The intensity of the stink in 1858 accelerated long-overdue measures to improve sanitation in the city, whose population had more than doubled between 1801 and 1851. Disraeli proposed a bill that MPs debated and passed within 18 days. It called for the desperate situation to be remedied, passing control and funding to the Metropolitan Board of Works, and Joseph Bazalgette served as its chief engineer.

Photograph of engineer Joseph Bazalgette
Joseph Bazalgette / Hulton Archive/Getty Images

Bazalgette’s background as a railway engineer and his experience with land drainage made him an ideal candidate for the enormous task at hand. Before Bazalgette’s new network, the increasing use of flushing toilets was wreaking havoc for the city, causing waste to seep from inadequate sewers into the river. His plan was to build a new subterranean network, including 1100 miles of drains and 82 miles of sewers, along with pumping stations, which helped to manage the sewage from low-laying areas, for discharge well beyond the city limits. The job was immense and required thousands of laborers to work on digging out the tunnels by hand.

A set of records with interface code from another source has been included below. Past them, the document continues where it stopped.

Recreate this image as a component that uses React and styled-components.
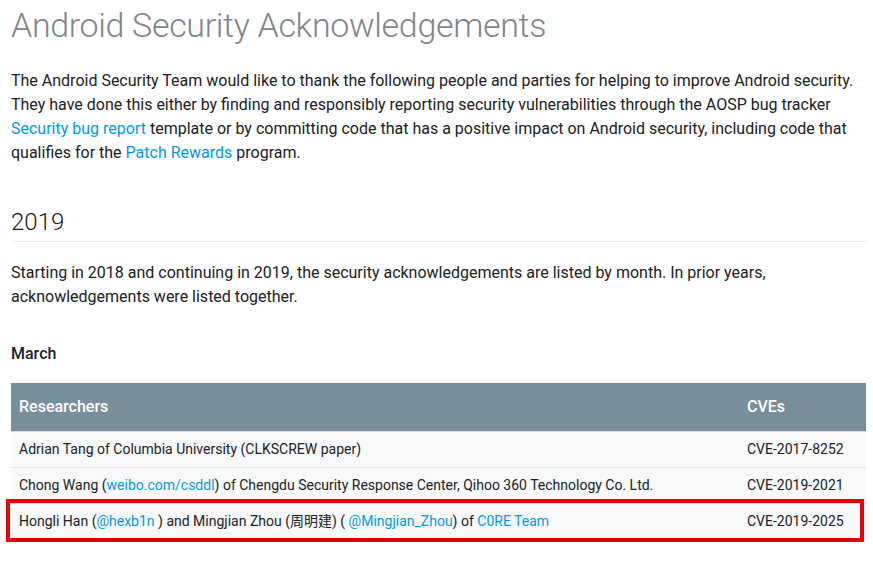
import React from "react";
import styled, { createGlobalStyle } from "styled-components";

const GlobalStyle = createGlobalStyle`
  body {
    margin: 0;
    background: #ffffff;
    font-family: Roboto, "Noto Sans CJK SC", sans-serif;
    color: #202124;
  }
`;

const Page = styled.div`
  padding: 5px 7px 40px 11px;
`;

const Title = styled.h1`
  margin: 0;
  font-size: 34px;
  line-height: 40px;
  font-weight: 300;
  letter-spacing: -0.01em;
  color: #80868b;
`;

const Text = styled.p`
  margin: ${(p) => p.$top || 0}px 0 0;
  font-size: 16px;
  line-height: 24px;
`;

const Link = styled.a`
  color: #039be5;
  text-decoration: none;
`;

const Year = styled.h2`
  margin: 41px 0 0;
  padding-bottom: 3px;
  border-bottom: 1px solid #e8eaed;
  font-size: 24px;
  line-height: 32px;
  font-weight: 300;
`;

const Month = styled.h4`
  margin: 33px 0 0;
  font-size: 16px;
  line-height: 24px;
  font-weight: 500;
`;

const Table = styled.table`
  margin-top: 17px;
  width: 100%;
  border-collapse: collapse;
  table-layout: fixed;
  font-size: 14px;
  line-height: 20px;
`;

const Head = styled.th`
  background: #78909c;
  color: #ffffff;
  font-size: 16px;
  line-height: 24px;
  font-weight: 500;
  text-align: left;
  padding: 12px 8px;
`;

const Row = styled.tr`
  position: relative;
  background: #f8f9fa;
  border-top: 1px solid #e0e0e0;
`;

const Cell = styled.td`
  padding: 7px 8px 8px;
  white-space: nowrap;
`;

const Highlight = styled.span`
  position: absolute;
  top: -6px;
  bottom: -3px;
  left: -5px;
  right: 2px;
  border: 4px solid #e4050c;
  pointer-events: none;
`;

const rows = [
  {
    who: <>Adrian Tang of Columbia University (CLKSCREW paper)</>,
    cve: "CVE-2017-8252",
  },
  {
    who: (
      <>
        Chong Wang (<Link href="#">weibo.com/csddl</Link>) of Chengdu Security
        Response Center, Qihoo 360 Technology Co. Ltd.
      </>
    ),
    cve: "CVE-2019-2021",
  },
  {
    who: (
      <>
        Hongli Han (<Link href="#">@hexb1n </Link>) and Mingjian Zhou (周明建) ({" "}
        <Link href="#">@Mingjian_Zhou</Link>) of <Link href="#">C0RE Team</Link>
      </>
    ),
    cve: "CVE-2019-2025",
    marked: true,
  },
];

export default function App() {
  return (
    <>
      <GlobalStyle />
      <Page>
        <Title>Android Security Acknowledgements</Title>
        <Text $top={24}>
          The Android Security Team would like to thank the following people
          and parties for helping to improve Android security. They have done
          this either by finding and responsibly reporting security
          vulnerabilities through the AOSP bug tracker{" "}
          <Link href="#">Security bug report</Link> template or by committing
          code that has a positive impact on Android security, including code
          that qualifies for the <Link href="#">Patch Rewards</Link> program.
        </Text>
        <Year>2019</Year>
        <Text $top={19}>
          Starting in 2018 and continuing in 2019, the security acknowledgements
          are listed by month. In prior years, acknowledgements were listed
          together.
        </Text>
        <Month>March</Month>
        <Table>
          <colgroup>
            <col />
            <col style={{ width: 127 }} />
          </colgroup>
          <thead>
            <tr>
              <Head>Researchers</Head>
              <Head>CVEs</Head>
            </tr>
          </thead>
          <tbody>
            {rows.map((r) => (
              <Row key={r.cve}>
                <Cell>{r.who}</Cell>
                <Cell>
                  {r.cve}
                  {r.marked && <Highlight />}
                </Cell>
              </Row>
            ))}
          </tbody>
        </Table>
      </Page>
    </>
  );
}
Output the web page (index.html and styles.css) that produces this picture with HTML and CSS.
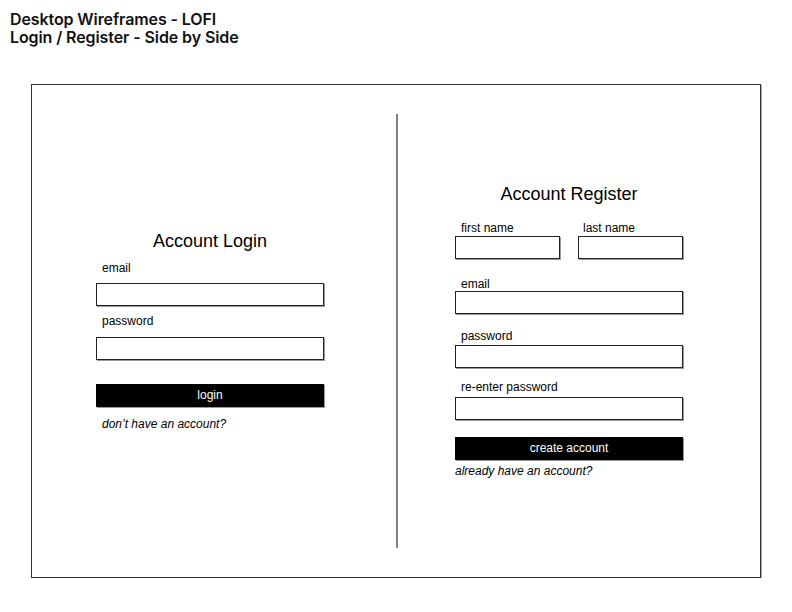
FILE: index.html
```html
<!DOCTYPE html>
<html lang="en">
<head>
  <meta charset="UTF-8" />
  <meta name="viewport" content="width=device-width, initial-scale=1.0" />
  <title>Login / Register - Side by Side</title>
  <link rel="stylesheet" href="styles.css">
</head>
<body>
  <h1 class="page-title">Desktop Wireframes - LOFI<br>Login / Register - Side by Side</h1>

  <div class="frame">
    <section class="panel login">
      <form class="form">
        <h2 class="form-title">Account Login</h2>
        <label class="field-label login-email-label">email</label>
        <input class="field login-email" type="text" />
        <label class="field-label login-pass-label">password</label>
        <input class="field login-pass" type="password" />
        <button class="btn login-btn" type="button">login</button>
        <p class="alt-link login-alt">don’t have an account?</p>
      </form>
    </section>

    <div class="divider"></div>

    <section class="panel register">
      <form class="form">
        <h2 class="form-title">Account Register</h2>
        <div class="name-row">
          <div>
            <label class="field-label">first name</label>
            <input class="field" type="text" />
          </div>
          <div>
            <label class="field-label last">last name</label>
            <input class="field" type="text" />
          </div>
        </div>
        <label class="field-label reg-email-label">email</label>
        <input class="field reg-email" type="text" />
        <label class="field-label reg-pass-label">password</label>
        <input class="field reg-pass" type="password" />
        <label class="field-label reg-repass-label">re-enter password</label>
        <input class="field reg-repass" type="password" />
        <button class="btn reg-btn" type="button">create account</button>
        <p class="alt-link reg-alt">already have an account?</p>
      </form>
    </section>
  </div>
</body>
</html>
```

FILE: styles.css
```css
html, body {
  margin: 0;
  padding: 0;
  background: #fff;
  color: #000;
  font-family: "Liberation Sans", Arial, sans-serif;
}

.page-title {
  margin: 0;
  padding: 10px 0 0 10px;
  font-family: Inter, "Liberation Sans", sans-serif;
  font-weight: 600;
  font-size: 16px;
  line-height: 18px;
  letter-spacing: -0.1px;
  color: #111;
}

.frame {
  margin: 38px 0 0 31px;
  width: 730px;
  height: 494px;
  box-sizing: border-box;
  border: 1px solid #333;
  box-shadow: 1px 1px 0 #aaa;
  display: grid;
  grid-template-columns: 364px 2px 1fr;
}

.divider {
  background: #808080;
  margin: 29px 0;
}

.panel {
  display: flex;
  flex-direction: column;
  justify-content: center;
}

.login {
  padding-left: 64px;
}

.register {
  padding-left: 57px;
}

.form {
  width: 228px;
  margin: 0;
}

.form-title {
  margin: 0;
  font-size: 18px;
  font-weight: normal;
  line-height: 21px;
  text-align: center;
}

.field-label {
  display: block;
  padding-left: 6px;
  font-size: 12px;
  line-height: 14px;
}

.field {
  display: block;
  box-sizing: border-box;
  width: 100%;
  height: 23px;
  margin: 0;
  padding: 0 4px;
  border: 1px solid #222;
  border-radius: 0;
  box-shadow: 1px 1px 0 #999;
  background: #fff;
  outline: none;
}

.btn {
  display: block;
  width: 100%;
  height: 23px;
  margin: 0;
  padding: 0;
  border: 0;
  border-radius: 0;
  background: #000;
  color: #fff;
  font-family: "Liberation Sans", Arial, sans-serif;
  font-size: 12px;
  line-height: 23px;
  box-shadow: 1px 1px 0 #999;
}

.alt-link {
  margin: 0;
  font-size: 12px;
  line-height: 14px;
  font-style: italic;
}

/* login spacing */
.login-email-label { margin-top: 9px; }
.login-email { margin-top: 8px; }
.login-pass-label { margin-top: 8px; }
.login-pass { margin-top: 9px; }
.login-btn { margin-top: 24px; }
.login-alt { margin-top: 10px; padding-left: 6px; }

/* register spacing */
.name-row {
  display: grid;
  grid-template-columns: 105px 105px;
  column-gap: 18px;
  margin-top: 16px;
}

.name-row .field {
  margin-top: 1px;
}

.name-row .last {
  padding-left: 5px;
}

.reg-email-label { margin-top: 18px; }
.reg-pass-label { margin-top: 15px; }
.reg-pass { margin-top: 2px; }
.reg-repass-label { margin-top: 12px; }
.reg-repass { margin-top: 3px; }
.reg-btn { margin-top: 17px; }
.reg-alt { margin-top: 4px; }
```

The project cost £4.2 million (roughly $592 million in today’s dollars) and took approximately nine years. By the time of Bazalgette’s death toward the end of the century, his network was working harder than ever, supporting a population more than twice the size as when he built it. The sewer system proved to be money well spent, and it even ended up sparing most of the city from a cholera outbreak in 1866.  Part of East End of London—the only area not yet connected to Bazalgette’s sewer system—was affected by the epidemic.

Bazalgette was the engineering mastermind that Victorian London needed, and his system had a positive impact on public health. Now, though, the brick-lined sewer network is struggling to keep up with London’s population of 9 million and counting. “The State of the Thames 2021” found that “storm events cause excess sewage to overflow into the tidal Thames, posing a major threat to water quality.” And earlier this year, 2 billion liters of raw sewage were dumped into the river over just two days.

Help is on the way for London, but it will take a while. The new Thames Tideway tunnel, dubbed the “super sewer,” is due to be completed in 2025 at a staggering cost of £3.9 billion (roughly $5.2 billion). With any luck, the super sewer will come just in time to save modern London from a new Great Stink, and ensure a good habitat for the recently returned sharks and seals for many more decades.